→ EXERCISE BRIEF:
Exactly as written, quote every line that follows, skipping the images.

::::

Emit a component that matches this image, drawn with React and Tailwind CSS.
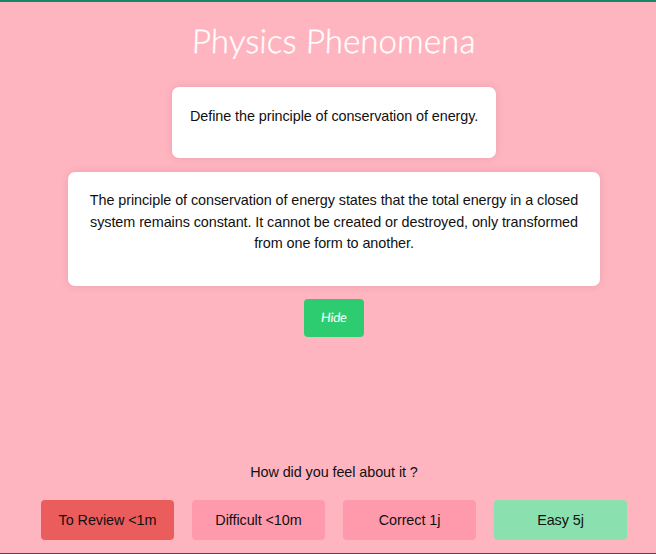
const ratings = [
  { label: 'To Review <1m', tone: 'bg-[#eb5c5c]' },
  { label: 'Difficult <10m', tone: 'bg-[#ff9aac]' },
  { label: 'Correct 1j', tone: 'bg-[#ff9aac]' },
  { label: 'Easy 5j', tone: 'bg-[#8be0af]' },
];

function Card({ className, children }) {
  return (
    <div className={`rounded-[7px] bg-white px-[18px] text-center shadow-[0_0_9px_rgba(0,0,0,0.1)] ${className}`}>
      {children}
    </div>
  );
}

export default function App() {
  return (
    <main className="flex h-[554px] w-[656px] flex-col items-center overflow-hidden border-t-2 border-b border-t-[#168565] border-b-[#50474b] bg-[#ffb5c0] pl-[12px] font-['Liberation_Sans',Arial,sans-serif] text-[14.4px] leading-[21.6px] tracking-[-0.075px] text-[#111]">
      <h1 className="mt-[15px] h-[46px] -skew-x-2 whitespace-nowrap font-[Lato,sans-serif] text-[33px] leading-[46px] font-light tracking-[0.12px] text-white [-webkit-text-stroke:0.35px_white]">
        Physics Phenomena
      </h1>
      <Card className="mt-[24px] h-[71px] w-[324px] whitespace-nowrap pt-[19px]">
        Define the principle of conservation of energy.
      </Card>
      <Card className="mt-[14px] h-[114px] w-[532px] pt-[18px]">
        The principle of conservation of energy states that the total energy in a closed system
        remains constant. It cannot be created or destroyed, only transformed from one form to
        another.
      </Card>
      <button className="mt-[13px] h-[38px] w-[60px] shrink-0 rounded-[4px] bg-[#2ecc71] font-[Lato,sans-serif] text-[13px] font-normal text-white">
        <span className="inline-block -skew-x-6 tracking-[-0.4px]">Hide</span>
      </button>
      <p className="mt-auto">How did you feel about it ?</p>
      <div className="mt-[16.5px] mb-[13.5px] flex gap-[18px]">
        {ratings.map(({ label, tone }) => (
          <button key={label} className={`h-[39.5px] w-[133px] rounded-[4px] pt-[2px] ${tone}`}>
            {label}
          </button>
        ))}
      </div>
    </main>
  );
}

::::

→ TASK RESPONSE:
Emit a component that matches this image, drawn with React and Tailwind CSS.
const ratings = [
  { label: 'To Review <1m', tone: 'bg-[#eb5c5c]' },
  { label: 'Difficult <10m', tone: 'bg-[#ff9aac]' },
  { label: 'Correct 1j', tone: 'bg-[#ff9aac]' },
  { label: 'Easy 5j', tone: 'bg-[#8be0af]' },
];

function Card({ className, children }) {
  return (
    <div className={`rounded-[7px] bg-white px-[18px] text-center shadow-[0_0_9px_rgba(0,0,0,0.1)] ${className}`}>
      {children}
    </div>
  );
}

export default function App() {
  return (
    <main className="flex h-[554px] w-[656px] flex-col items-center overflow-hidden border-t-2 border-b border-t-[#168565] border-b-[#50474b] bg-[#ffb5c0] pl-[12px] font-['Liberation_Sans',Arial,sans-serif] text-[14.4px] leading-[21.6px] tracking-[-0.075px] text-[#111]">
      <h1 className="mt-[15px] h-[46px] -skew-x-2 whitespace-nowrap font-[Lato,sans-serif] text-[33px] leading-[46px] font-light tracking-[0.12px] text-white [-webkit-text-stroke:0.35px_white]">
        Physics Phenomena
      </h1>
      <Card className="mt-[24px] h-[71px] w-[324px] whitespace-nowrap pt-[19px]">
        Define the principle of conservation of energy.
      </Card>
      <Card className="mt-[14px] h-[114px] w-[532px] pt-[18px]">
        The principle of conservation of energy states that the total energy in a closed system
        remains constant. It cannot be created or destroyed, only transformed from one form to
        another.
      </Card>
      <button className="mt-[13px] h-[38px] w-[60px] shrink-0 rounded-[4px] bg-[#2ecc71] font-[Lato,sans-serif] text-[13px] font-normal text-white">
        <span className="inline-block -skew-x-6 tracking-[-0.4px]">Hide</span>
      </button>
      <p className="mt-auto">How did you feel about it ?</p>
      <div className="mt-[16.5px] mb-[13.5px] flex gap-[18px]">
        {ratings.map(({ label, tone }) => (
          <button key={label} className={`h-[39.5px] w-[133px] rounded-[4px] pt-[2px] ${tone}`}>
            {label}
          </button>
        ))}
      </div>
    </main>
  );
}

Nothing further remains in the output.